Nicolas Ghesquière, Poster Boy for Fashion-Against-Trump

Nicolas Ghesquière, Poster Boy for Fashion-Against-Trump

Nicolas Ghesquière, the artistic director of Louis Vuitton women’s wear and one of the designer jewels in the LVMH crown, has spoken out — or posted anyway — to dissociate himself with his company’s new association with President Trump.

A brief recap: Last Thursday afternoon, Mr. Trump cut the ribbon on a spanking-new Louis Vuitton workshop facility in Johnson County, Texas. It was an anomalous gathering of formerly autonomous beings (Mr. Trump, Bernard Arnault, cows) that created such a startling picture that it had outsize repercussions — and set off all sorts of debates over the question of brands and their responsibilities toward certain moral standards.

Though Mr. Arnault said the decision to have the president appear was apolitical — he offered! we were flattered! it’s about jobs! — it is increasingly clear that for many, the fact that Vuitton allowed itself to be a part of the president’s mythmaking was, well, collusion.

Mr. Ghesquière included.

On Sunday, he made a post on Instagram featuring a photo of the cover of a single called “High Energy,” the 1984 disco song by Evelyn Thomas that is featured in the SoBe Music compilation album “Gay Classics, Volume 1: Ridin’ the Rainbow.”
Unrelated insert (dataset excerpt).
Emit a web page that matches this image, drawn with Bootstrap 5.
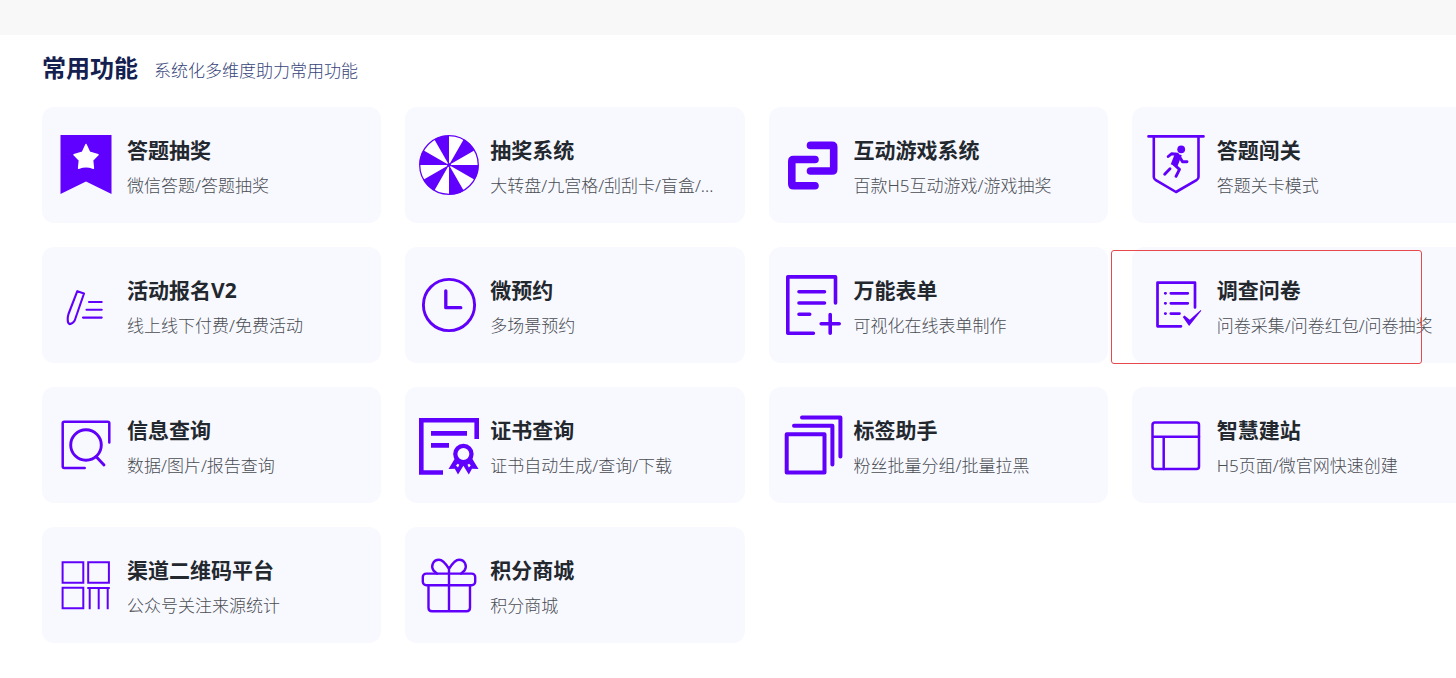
<!DOCTYPE html>
<html lang="zh-CN">
<head>
<meta charset="utf-8">
<meta name="viewport" content="width=device-width, initial-scale=1">
<title>常用功能</title>
<link href="https://cdn.jsdelivr.net/npm/bootstrap@5.3.0/dist/css/bootstrap.min.css" rel="stylesheet">
<style>
  body { font-family: "Noto Sans", "Noto Sans CJK SC", sans-serif; background: #fff; }
  .top-band { height: 35px; background: #f8f8f8; }
  .features { padding: 15px 0 36px 42px; }
  .features-head { margin-bottom: 21px; }
  .features-title { font-size: 24px; line-height: 36px; color: #14204f; }
  .features-note { padding-top: 6px; font-size: 17px; line-height: 28px; font-weight: 300; color: #36447a; }
  /* the last column runs on past the window's edge */
  .features-grid { margin-right: -27px; }
  .feature { padding: 28px 14px 22px; gap: 11px; border-radius: 12px; background: #f8f9ff; }
  .feature-name { margin-bottom: 6px; font-size: 21px; line-height: 30px; color: #23282e; }
  .feature-note { font-size: 17px; line-height: 30px; font-weight: 300; color: #4a4d52; }
  .icon { width: 60px; height: 60px; fill: none; stroke: #6000fa; stroke-linecap: round; stroke-linejoin: round; }
  .highlight { top: 3px; bottom: -1px; left: -21px; right: 49px; border: 1px solid #e5484d; border-radius: 3px; pointer-events: none; z-index: 1; }
</style>
</head>
<body>
<div class="top-band"></div>
<main class="features overflow-hidden">
  <header class="features-head d-flex align-items-center gap-3">
    <h1 class="features-title fw-bold mb-0">常用功能</h1>
    <p class="features-note mb-0">系统化多维度助力常用功能</p>
  </header>
  <div class="features-grid row row-cols-4 g-4">
    <div class="col">
      <a href="#" class="feature d-flex align-items-start text-decoration-none">
        <svg class="icon flex-shrink-0" viewBox="0 0 60 60" aria-hidden="true"><path fill="#6000ff" stroke="none" d="M4.500 0h51v59L30 46.600 4.500 59z"/><path fill="#fff" stroke="#fff" stroke-width="1.500" d="M30 9.500l3.600 7.800 8.400 2.400-5.400 5.600.8 8q-7.400-3-14.800 0l.8-8-5.400-5.600 8.400-2.400z"/></svg>
        <div class="text-nowrap"><h2 class="feature-name fw-bold">答题抽奖</h2><p class="feature-note mb-0">微信答题/答题抽奖</p></div>
      </a>
    </div>
    <div class="col">
      <a href="#" class="feature d-flex align-items-start text-decoration-none">
        <svg class="icon flex-shrink-0" viewBox="0 0 60 60" aria-hidden="true"><circle cx="30" cy="30" r="29.300" fill="#fff" stroke-width="1.300"/><circle cx="30" cy="30" r="14.800" stroke="#6000ff" stroke-width="29.600" stroke-linecap="butt" pathLength="12" stroke-dasharray="1 1"/><circle cx="30" cy="30" r="2" fill="#6000ff" stroke="none"/></svg>
        <div class="text-nowrap"><h2 class="feature-name fw-bold">抽奖系统</h2><p class="feature-note mb-0">大转盘/九宫格/刮刮卡/盲盒/...</p></div>
      </a>
    </div>
    <div class="col">
      <a href="#" class="feature d-flex align-items-start text-decoration-none">
        <svg class="icon flex-shrink-0" viewBox="0 0 60 60" aria-hidden="true"><path stroke="#6000ff" stroke-width="7.600" d="M27.500 10.400H49q1.700 0 1.700 1.700v22.200q0 1.700-1.700 1.700H27.500M32 24.500H10.500q-1.700 0-1.700 1.700V49q0 1.700 1.700 1.700H32"/></svg>
        <div class="text-nowrap"><h2 class="feature-name fw-bold">互动游戏系统</h2><p class="feature-note mb-0">百款H5互动游戏/游戏抽奖</p></div>
      </a>
    </div>
    <div class="col">
      <a href="#" class="feature d-flex align-items-start text-decoration-none">
        <svg class="icon flex-shrink-0" viewBox="0 0 60 60" aria-hidden="true"><path stroke-width="2.600" d="M2.500 1.400h55M7.800 2v40q0 2 2 3.200L30 57l20.500-11.800q2-1.200 2-3.200V2"/><circle cx="35.200" cy="14.300" r="3.900" fill="#6000ff" stroke="none"/><path stroke-width="7" stroke-linecap="butt" d="M32.500 19l-4.500 11.500"/><path stroke-width="2.900" d="M22.200 21.500l3.300-2.700 6 .5M34 22.500l2.500 4.300H41M28 29.500l5.500 4.800-3.500 7M24 33.700l-5.300 5.500"/></svg>
        <div class="text-nowrap"><h2 class="feature-name fw-bold">答题闯关</h2><p class="feature-note mb-0">答题关卡模式</p></div>
      </a>
    </div>
    <div class="col">
      <a href="#" class="feature d-flex align-items-start text-decoration-none">
        <svg class="icon flex-shrink-0" viewBox="0 0 60 60" aria-hidden="true"><path stroke-width="2.100" d="M21.300 16.200l6.700 2.300-9.300 27q-2.200 3.600-5 3.600-2-.6-2-4.600 0-3 .8-5.500zM33 27h12.700M30.500 34.700h15.200M27 42.600h18.700"/></svg>
        <div class="text-nowrap"><h2 class="feature-name fw-bold">活动报名V2</h2><p class="feature-note mb-0">线上线下付费/免费活动</p></div>
      </a>
    </div>
    <div class="col">
      <a href="#" class="feature d-flex align-items-start text-decoration-none">
        <svg class="icon flex-shrink-0" viewBox="0 0 60 60" aria-hidden="true"><circle cx="30" cy="30" r="25.600" stroke-width="2.900"/><path stroke-width="3.300" d="M26.800 15.800v16.900h15"/></svg>
        <div class="text-nowrap"><h2 class="feature-name fw-bold">微预约</h2><p class="feature-note mb-0">多场景预约</p></div>
      </a>
    </div>
    <div class="col">
      <a href="#" class="feature d-flex align-items-start text-decoration-none">
        <svg class="icon flex-shrink-0" viewBox="0 0 60 60" aria-hidden="true"><path stroke-width="3.600" d="M52.500 28V1.900H4.800v56.300h25.600M16 16.800h25.500M16 28h25.500M16 39.200h10.700M38.200 48.800h18M47.200 39.500v18.700"/></svg>
        <div class="text-nowrap"><h2 class="feature-name fw-bold">万能表单</h2><p class="feature-note mb-0">可视化在线表单制作</p></div>
      </a>
    </div>
    <div class="col">
      <div class="position-relative">
        <a href="#" class="feature d-flex align-items-start text-decoration-none">
          <svg class="icon flex-shrink-0" viewBox="0 0 60 60" aria-hidden="true"><path stroke-width="2.700" d="M49 32.500V7.700H11.500v43.600H35M19.200 18.300h.4M24.800 18.300h17M19.200 28.300h.4M24.800 28.300h17M19.200 38.600h.4M24.800 38.600h8.700"/><path fill="#6000fa" stroke="none" d="M36.800 42l1.700-1.500 5.200 4.300 11-9.700.6.600-12.200 15.300z"/></svg>
          <div class="text-nowrap"><h2 class="feature-name fw-bold">调查问卷</h2><p class="feature-note mb-0">问卷采集/问卷红包/问卷抽奖</p></div>
        </a>
        <div class="highlight position-absolute"></div>
      </div>
    </div>
    <div class="col">
      <a href="#" class="feature d-flex align-items-start text-decoration-none">
        <svg class="icon flex-shrink-0" viewBox="0 0 60 60" aria-hidden="true"><path stroke-width="2.500" d="M53.300 27.500V8.200q0-1.500-1.500-1.500H8.200q-1.500 0-1.500 1.500v43.300q0 1.500 1.500 1.500h20.500"/><circle cx="30" cy="30" r="15.300" stroke-width="2.900"/><path stroke-width="2.900" d="M40.700 42.300l7.300 7.600"/></svg>
        <div class="text-nowrap"><h2 class="feature-name fw-bold">信息查询</h2><p class="feature-note mb-0">数据/图片/报告查询</p></div>
      </a>
    </div>
    <div class="col">
      <a href="#" class="feature d-flex align-items-start text-decoration-none">
        <svg class="icon flex-shrink-0" viewBox="0 0 60 60" aria-hidden="true"><g stroke="#6000ff" stroke-linecap="butt" stroke-linejoin="miter"><path stroke-width="4.600" d="M57.700 24V5.300H2.300v52.200H24M12 18.400h36M12 30.400h18"/><circle cx="44.400" cy="39" r="8.100" stroke-width="4.300"/></g><path fill="#6000ff" fill-rule="evenodd" stroke="none" d="M36.500 42.500L29.500 54l6.300-.3L39 59.500l5.400-8.700 5.400 8.700 3.200-5.800 6.500.3-7-11.500-8.100 5zM38.700 48.800l-1.700 1.800 2 1.800 1.300-2.700zM50.100 48.800l1.700 1.800-2 1.800-1.300-2.700z"/></svg>
        <div class="text-nowrap"><h2 class="feature-name fw-bold">证书查询</h2><p class="feature-note mb-0">证书自动生成/查询/下载</p></div>
      </a>
    </div>
    <div class="col">
      <a href="#" class="feature d-flex align-items-start text-decoration-none">
        <svg class="icon flex-shrink-0" viewBox="0 0 60 60" aria-hidden="true"><path stroke-width="4" d="M3.700 19.300h37.800v38.100H3.700zM11 10.800h38.400v38.800M19 2.500h38.400v38.900"/></svg>
        <div class="text-nowrap"><h2 class="feature-name fw-bold">标签助手</h2><p class="feature-note mb-0">粉丝批量分组/批量拉黑</p></div>
      </a>
    </div>
    <div class="col">
      <a href="#" class="feature d-flex align-items-start text-decoration-none">
        <svg class="icon flex-shrink-0" viewBox="0 0 60 60" aria-hidden="true"><rect x="6.500" y="7.500" width="46.500" height="46.500" rx="2.500" stroke-width="2.500"/><path stroke-width="2.500" d="M7 21.700h46M17.700 21.700V54"/></svg>
        <div class="text-nowrap"><h2 class="feature-name fw-bold">智慧建站</h2><p class="feature-note mb-0">H5页面/微官网快速创建</p></div>
      </a>
    </div>
    <div class="col">
      <a href="#" class="feature d-flex align-items-start text-decoration-none">
        <svg class="icon flex-shrink-0" viewBox="0 0 60 60" aria-hidden="true"><path stroke-width="2" stroke-linecap="butt" stroke-linejoin="miter" d="M6.600 7.300h20.700v20.500H6.600zM32.200 7.300h20.700v20.500H32.200zM6.600 32.700h20.700v20.600H6.600zM31.300 33h22.500M33.700 33v21.200M42.700 33v21.200M51.700 33v21.200"/></svg>
        <div class="text-nowrap"><h2 class="feature-name fw-bold">渠道二维码平台</h2><p class="feature-note mb-0">公众号关注来源统计</p></div>
      </a>
    </div>
    <div class="col">
      <a href="#" class="feature d-flex align-items-start text-decoration-none">
        <svg class="icon flex-shrink-0" viewBox="0 0 60 60" aria-hidden="true"><g stroke-width="2.400"><rect x="3.800" y="18.600" width="52.400" height="11.700" rx="3.500"/><path d="M9.500 30.300v22.500q0 3.500 3.500 3.500h34.500q3.500 0 3.500-3.500V30.300M30 13v43M30 14c-2.500-4-5.500-9.200-10-9.200-6 0-8.500 6.200-5.500 10.700L18 18.600M30 14c2.500-4 5.500-9.200 10-9.200 6 0 8.500 6.200 5.500 10.700L42 18.600"/></g></svg>
        <div class="text-nowrap"><h2 class="feature-name fw-bold">积分商城</h2><p class="feature-note mb-0">积分商城</p></div>
      </a>
    </div>
  </div>
</main>
<script src="https://cdn.jsdelivr.net/npm/bootstrap@5.3.0/dist/js/bootstrap.bundle.min.js"></script>
</body>
</html>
Beneath it Mr. Ghesquière wrote: “Standing against any political action. I am a fashion designer refusing this association #trumpisajoke #homophobia

As of Monday, the post had been applauded by such fashion figures as Camille Miceli (the accessories creative director of Louis Vuitton), the stylists-to-the-stars Karla Welch and Elizabeth Stewart, Ronnie Cooke Newhouse (the wife of Jonathan Newhouse, the chairman of Condé Nast), the costume designer Arianne Phillips (“morals over profits,” she wrote) and the designers Giambattista Valli and Julien Dossena (of Paco Rabanne).

Mr. Ghesquière does not have any direct responsibilities for the factory in Texas. As the head of women’s wear, he is responsible for the runway collections and works on the fashion accessories (the bag collaborations and limited-edition lines tied to the runway).

The Texas factory will make the classic bag styles that form the bread and butter of the brand. To be fair, there is no reason he should have been consulted on who cut its ribbon.

Still, it is a pretty radical move for a designer who is among the most known high-fashion creatives in the business to publicly chastise his employer — a company run by one of the most powerful men in France — for such a splashy event.

Mr. Ghesquière’s venting may not have been intended to set off a firestorm, but even so, it puts Louis Vuitton in a complicated place.

On the one hand, Vuitton’s creative face has just veered pretty far from its norms, and made headlines. On the other, free speech! It wouldn’t be seemly in this particular environment, with the rise of the far right across much of Europe, to be seen as the corporate behemoth squashing the right of an individual to express his beliefs.

Which may be why, when asked about it, a spokesman for LVMH said that the group declined to comment. Why Mr. Ghesquière did not respond to requests for further comment.

And why Virgil Abloh, who is the artistic director of Louis Vuitton men’s wear and, as an American, may be expected to have even more impassioned feelings about the president, also did not respond. (Well, he wrote “Heyyy” in a text message, but nothing after that.)

It also may be why a new conspiracy theory posits that LVMH is tacitly supporting Mr. Ghesquière’s social media protest, as it gets itself (a little) out of the hole it dug by aligning itself with the president. Given the Machiavellian reputation of the conglomerate, that is not a completely crazy idea.

It’s worth noting that the ribbon cutting did not appear on the official Louis Vuitton social media feeds, which suggests the company was not as ignorant of the optics as it insisted. Though that’s potentially overthinking it.

In any case, what makes this really worth watching is what happens next. Mr. Ghesquière is widely seen as one of the most influential designers of his generation — the reason Louis Vuitton hired him, with much fanfare, in the first place — so this could be a pace-setting moment, a flexion point in the relationship between designers and brands, and fashion and politics.

Will Mr. Ghesquière become the new poster boy for fashion-against-Trump, and lead the way in a fresh fashion revolt against the American president? Will he inspire his peers to stand up for their own values, separate from those of their corporate parents? Will what started as a simple ribbon-cutting photo op turn out to be one of those moments that shifted the power structure and industry identity?

Will it all prove a momentary distraction, soon to be overwhelmed by whatever Trump-inspired outrage happens next?

Any of those scenarios are possible.

And Mr. Ghesquière is not alone in his protest. Shannon Coulter, the founder of #grabyourwallet, the social media campaign that encourages consumer boycotts of brands that profit from their relationship with the Trumps, initially said she would not add Louis Vuitton to the list, but then changed her mind.